The committee and the OSC are also at loggerheads over an OSC recommendation that Ontario adopt British Columbia’s new “seed capital” rule. The rule requires that a minimum of $100,000 of equity capital be raised privately by an issuer prior to its initial public offering and that at least $60,000 be spent on exploration and development.

“We strenuously disagree with this recommendation,” Mr Schiralli said. “Requirements as to how much money must be spent on a property is a problem in B.C. But it isn’t a problem in Ontario. There’s an old saying: Don’t fix it if it ain’t broke.”

Most small mining companies in Ontario start off with much less than $100,000, so the recommendation is inappropriate, he said. Situation Bleak

The situation in Ontario is even bleak for companies that want to raise $500,000, he added, citing a company which approached Walwyn Stodgell Cochran Murray in 1983, asking that amount for exploration on the Hemlo claims. Walwyn wasn’t interested.

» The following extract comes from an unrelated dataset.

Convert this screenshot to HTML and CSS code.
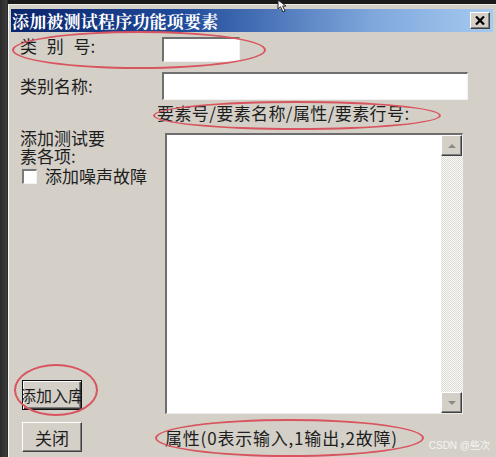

“There are lots of dealers in Toronto that can get you lots of money, but there are very few dealers that can get you very little money,” Mr Schiralli said. “Strange.”

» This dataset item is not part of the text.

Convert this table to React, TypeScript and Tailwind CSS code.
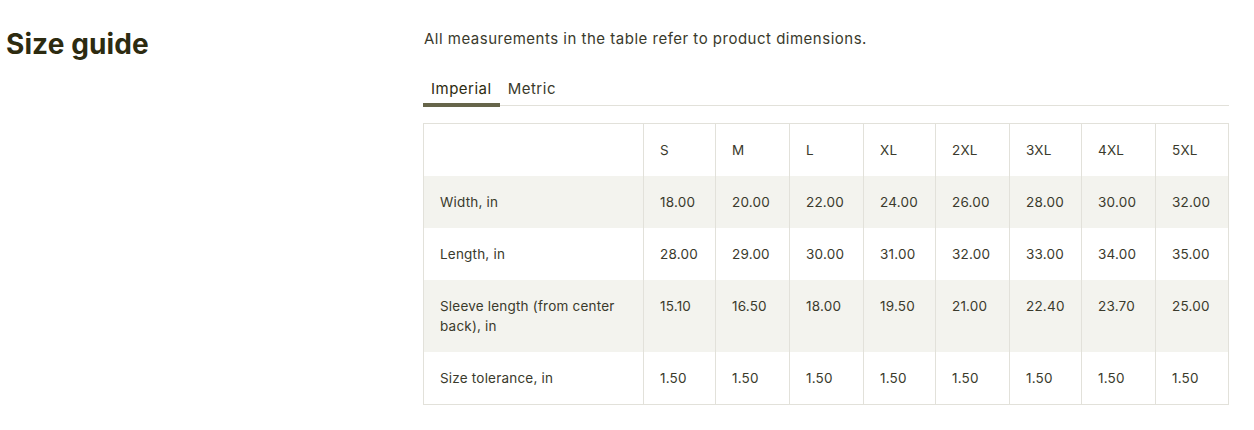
import { useState } from "react";

type Unit = "imperial" | "metric";

const SIZES = ["S", "M", "L", "XL", "2XL", "3XL", "4XL", "5XL"];
const COL_WIDTHS = ["w-[220px]", "w-[72px]", "w-[74px]", "w-[74px]", "w-[72px]", "w-[74px]", "w-[72px]", "w-[74px]", "w-[73px]"];

const ROWS: Record<Unit, { label: string; values: string[] }[]> = {
  imperial: [
    { label: "Width, in", values: ["18.00", "20.00", "22.00", "24.00", "26.00", "28.00", "30.00", "32.00"] },
    { label: "Length, in", values: ["28.00", "29.00", "30.00", "31.00", "32.00", "33.00", "34.00", "35.00"] },
    { label: "Sleeve length (from center back), in", values: ["15.10", "16.50", "18.00", "19.50", "21.00", "22.40", "23.70", "25.00"] },
    { label: "Size tolerance, in", values: ["1.50", "1.50", "1.50", "1.50", "1.50", "1.50", "1.50", "1.50"] },
  ],
  metric: [
    { label: "Width, cm", values: ["45.7", "50.8", "55.9", "61.0", "66.0", "71.1", "76.2", "81.3"] },
    { label: "Length, cm", values: ["71.1", "73.7", "76.2", "78.7", "81.3", "83.8", "86.4", "88.9"] },
    { label: "Sleeve length (from center back), cm", values: ["38.4", "41.9", "45.7", "49.5", "53.3", "56.9", "60.2", "63.5"] },
    { label: "Size tolerance, cm", values: ["3.8", "3.8", "3.8", "3.8", "3.8", "3.8", "3.8", "3.8"] },
  ],
};

export default function App() {
  const [unit, setUnit] = useState<Unit>("imperial");
  const tabs: { key: Unit; label: string }[] = [
    { key: "imperial", label: "Imperial" },
    { key: "metric", label: "Metric" },
  ];

  return (
    <div className="min-h-[430px] bg-white flex font-['Inter',sans-serif] text-[#3a3a2c]">
      <div className="w-[423px] pl-[6px] pt-[27px] shrink-0">
        <h2 className="text-[28px] leading-[34px] font-bold tracking-[0.1px] text-[#2d2b10]">Size guide</h2>
      </div>

      <div className="flex-1 pr-[26px] pt-[28px]">
        <p className="pl-px text-[15px] leading-[22px] tracking-[0.5px]">All measurements in the table refer to product dimensions.</p>

        <div className="mt-[24px] h-[32px] flex border-b border-[#e2e1da]">
          {tabs.map((tab) => (
            <button
              key={tab.key}
              onClick={() => setUnit(tab.key)}
              className={`h-[33px] px-2 text-[15px] leading-[22px] tracking-[0.5px] self-start border-b-4 ${
                unit === tab.key ? "border-[#66654a] text-[#2d2b10]" : "border-transparent"
              }`}
            >
              {tab.label}
            </button>
          ))}
        </div>

        <table className="mt-[17px] w-[805px] table-fixed border-collapse border border-[#e2e1da] text-[13.5px] leading-[20px] tracking-[0.2px]">
          <colgroup>
            {COL_WIDTHS.map((w, i) => (
              <col key={i} className={w} />
            ))}
          </colgroup>
          <thead>
            <tr className="bg-white">
              <th className="border-r border-[#e2e1da] px-4 py-4 font-normal text-left"></th>
              {SIZES.map((s) => (
                <th key={s} className="border-r border-[#e2e1da] px-4 py-4 font-normal text-left">{s}</th>
              ))}
            </tr>
          </thead>
          <tbody>
            {ROWS[unit].map((row, i) => (
              <tr key={row.label} className={i % 2 === 0 ? "bg-[#f3f3ee]" : "bg-white"}>
                <td className="border-r border-[#e2e1da] px-4 py-4 align-top">{row.label}</td>
                {row.values.map((v, j) => (
                  <td key={j} className="border-r border-[#e2e1da] px-4 py-4 align-top">{v}</td>
                ))}
              </tr>
            ))}
          </tbody>
        </table>
      </div>
    </div>
  );
}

Edward Thompson, a mining consultant and chairman of the committee, said “a major reason we need a risk capital market in Ontario is because the premier of the province says we need one.” He warned that a risk capital market will only be successful if the OSC wants to make it so. “The regulators can either facilitate or obstruct,” he said.

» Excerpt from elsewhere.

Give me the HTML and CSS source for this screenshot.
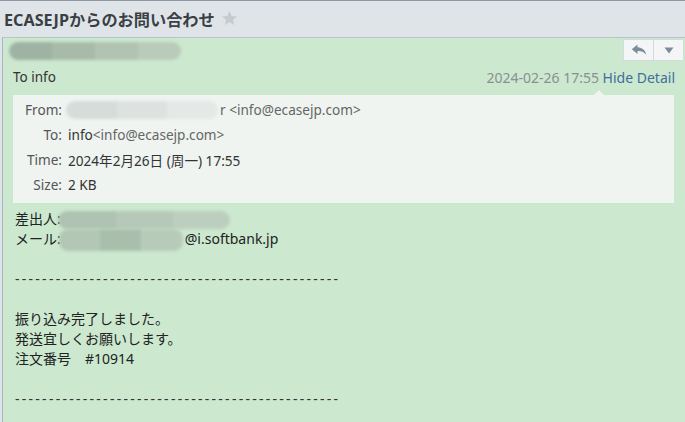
FILE: index.html
```html
<!DOCTYPE html>
<html lang="ja">
<head>
<meta charset="utf-8">
<link rel="stylesheet" href="styles.css">
</head>
<body>
<div class="topline"></div>
<div class="title-bar">
  <h1 class="subject">ECASEJPからのお問い合わせ</h1>
  <svg class="star" width="17" height="17" viewBox="0 0 24 24"><path d="M12 1.5l3.1 7 7.4.6-5.6 4.9 1.7 7.3L12 17.4l-6.6 3.9 1.7-7.3L1.5 9.1l7.4-.6z" fill="#c6cbd0"/></svg>
</div>
<div class="panel">
  <div class="panel-top">
    <div class="blur blur-name"><span></span><span></span><span></span><span></span></div>
    <div class="btns">
      <button class="btn"><svg width="16" height="12" viewBox="0 0 16 12"><path d="M6.5 0.5L0.8 5.2l5.7 4.7V7c3.4-.2 6.2.7 8.7 3.6C14.3 6.4 11.6 3.7 6.5 3.3z" fill="#7d8c99"/></svg></button>
      <button class="btn"><svg width="10" height="7" viewBox="0 0 10 7"><path d="M0.5 0.5h9L5 6.5z" fill="#7d8c99"/></svg></button>
    </div>
  </div>
  <div class="to-row">
    <span class="to">To info</span>
    <span class="meta"><span class="date">2024-02-26 17:55</span> <a class="toggle">Hide Detail</a></span>
  </div>
  <div class="detail">
    <div class="row"><span class="label">From:</span><span class="val"><span class="blur blur-from"><span></span><span></span><span></span></span><span class="addr">r &lt;info@ecasejp.com&gt;</span></span></div>
    <div class="row"><span class="label">To:</span><span class="val">info<span class="addr">&lt;info@ecasejp.com&gt;</span></span></div>
    <div class="row"><span class="label">Time:</span><span class="val">2024年2月26日 (周一) 17:55</span></div>
    <div class="row"><span class="label">Size:</span><span class="val">2 KB</span></div>
  </div>
  <div class="body">
    <div class="line">差出人: <span class="blur blur-b1"><span></span><span></span><span></span></span></div>
    <div class="line">メール:<span class="blur blur-b2"><span></span><span></span><span></span></span>@i.softbank.jp</div>
    <div class="line"></div>
    <div class="line dashes">------------------------------------------------</div>
    <div class="line"></div>
    <div class="line">振り込み完了しました。</div>
    <div class="line">発送宜しくお願いします。</div>
    <div class="line">注文番号　#10914</div>
    <div class="line"></div>
    <div class="line dashes">------------------------------------------------</div>
  </div>
</div>
</body>
</html>
```
FILE: styles.css
```css
html, body {
  margin: 0;
  padding: 0;
  height: 100%;
  overflow: hidden;
}
body {
  background: #dfe4e9;
  font-family: "Noto Sans", "Noto Sans CJK JP", sans-serif;
  color: #333;
}
.topline {
  height: 1px;
  background: #8d98a3;
}
.title-bar {
  height: 36px;
  display: flex;
  align-items: center;
  padding-left: 4px;
}
.subject {
  margin: 0;
  font-size: 16.2px;
  font-weight: bold;
  color: #3a3f44;
  font-family: "Noto Sans", "Noto Sans CJK JP", sans-serif;
}
.star {
  margin-left: 6px;
  margin-top: -1px;
}
.panel {
  margin-left: 2px;
  border-left: 1px solid #a9b6c0;
  border-top: 1px solid #b8c4cc;
  background: #cce8cf;
  height: 400px;
}
.panel-top {
  display: flex;
  justify-content: space-between;
  height: 25px;
}
.blur {
  display: inline-flex;
  filter: blur(1.5px);
  border-radius: 9px;
  overflow: hidden;
  vertical-align: middle;
}
.blur span {
  flex: 1;
  height: 100%;
}
.blur-name {
  width: 172px;
  height: 18px;
  margin: 4px 0 0 6px;
}
.blur-name span:nth-child(1) { background: #9fb3a3; }
.blur-name span:nth-child(2) { background: #a8bba9; }
.blur-name span:nth-child(3) { background: #b1c3b2; }
.blur-name span:nth-child(4) { background: #b9cbba; }
.btns {
  display: flex;
  margin-top: 1px;
  margin-right: 1px;
}
.btn {
  width: 31px;
  height: 22px;
  padding: 0;
  border: 1px solid #d4dade;
  background: #f3f5f6;
  display: flex;
  align-items: center;
  justify-content: center;
  margin-left: -1px;
}
.to-row {
  display: flex;
  justify-content: space-between;
  align-items: center;
  height: 26px;
  padding: 0 10px 0 10px;
  font-size: 14px;
  margin-top: 1px;
}
.to { color: #333; font-size: 13.5px; }
.date { color: #8a8f93; }
.toggle { color: #3f6f9c; }
.detail {
  position: relative;
  margin: 5px 11px 0 10px;
  background: #eff4f1;
  padding: 2px 0 6px 0;
  font-size: 13.6px;
}
.detail::before {
  content: "";
  position: absolute;
  top: -5px;
  right: 70px;
  border-left: 5px solid transparent;
  border-right: 5px solid transparent;
  border-bottom: 5px solid #eff4f1;
}
.row {
  display: flex;
  align-items: center;
  height: 25px;
}
.label {
  width: 49px;
  text-align: right;
  color: #555;
  margin-right: 6px;
}
.val {
  color: #333;
  display: flex;
  align-items: center;
}
.addr { color: #666; }
.blur-from {
  width: 152px;
  height: 18px;
  margin-left: -2px;
  margin-right: 2px;
}
.blur-from span:nth-child(1) { background: #d6dcda; }
.blur-from span:nth-child(2) { background: #dde2e0; }
.blur-from span:nth-child(3) { background: #e4e8e6; }
.body {
  padding: 6px 0 0 12px;
  font-size: 14px;
  color: #222;
}
.line {
  height: 20px;
  line-height: 20px;
  white-space: pre;
}
.blur-b1 {
  width: 172px;
  height: 18px;
  margin-left: -6px;
}
.blur-b1 span:nth-child(1) { background: #aec3b1; }
.blur-b1 span:nth-child(2) { background: #b6c9b8; }
.blur-b1 span:nth-child(3) { background: #bccfbe; }
.blur-b2 {
  width: 124px;
  height: 22px;
  margin-left: -2px;
  margin-right: 2px;
}
.blur-b2 span:nth-child(1) { background: #b3c7b5; }
.blur-b2 span:nth-child(2) { background: #a9bfac; }
.blur-b2 span:nth-child(3) { background: #b7cbb9; }
.dashes {
  letter-spacing: 2.27px;
  color: #333;
}
```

He explained what he sees as a fundamental difference between the Thompson committee and the OSC:

“The committee consists of experienced practitioners in the legal and mining communities. It recognizes that Ontario needs a risk capital market and that certain incentives are needed to get it going.

“The OSC consists of people with little industry experience who are bothered by the possibility of promoters being allowed to make too much money. It regards risk capital as something of a pain and would rather turn a blind eye to it and keep it in Vancouver.”

OSC vice-chairman Charles Salter said the hearing should resume after the OSC — and the Thompson committee — has considered the impact of the new proposals. No date was announced.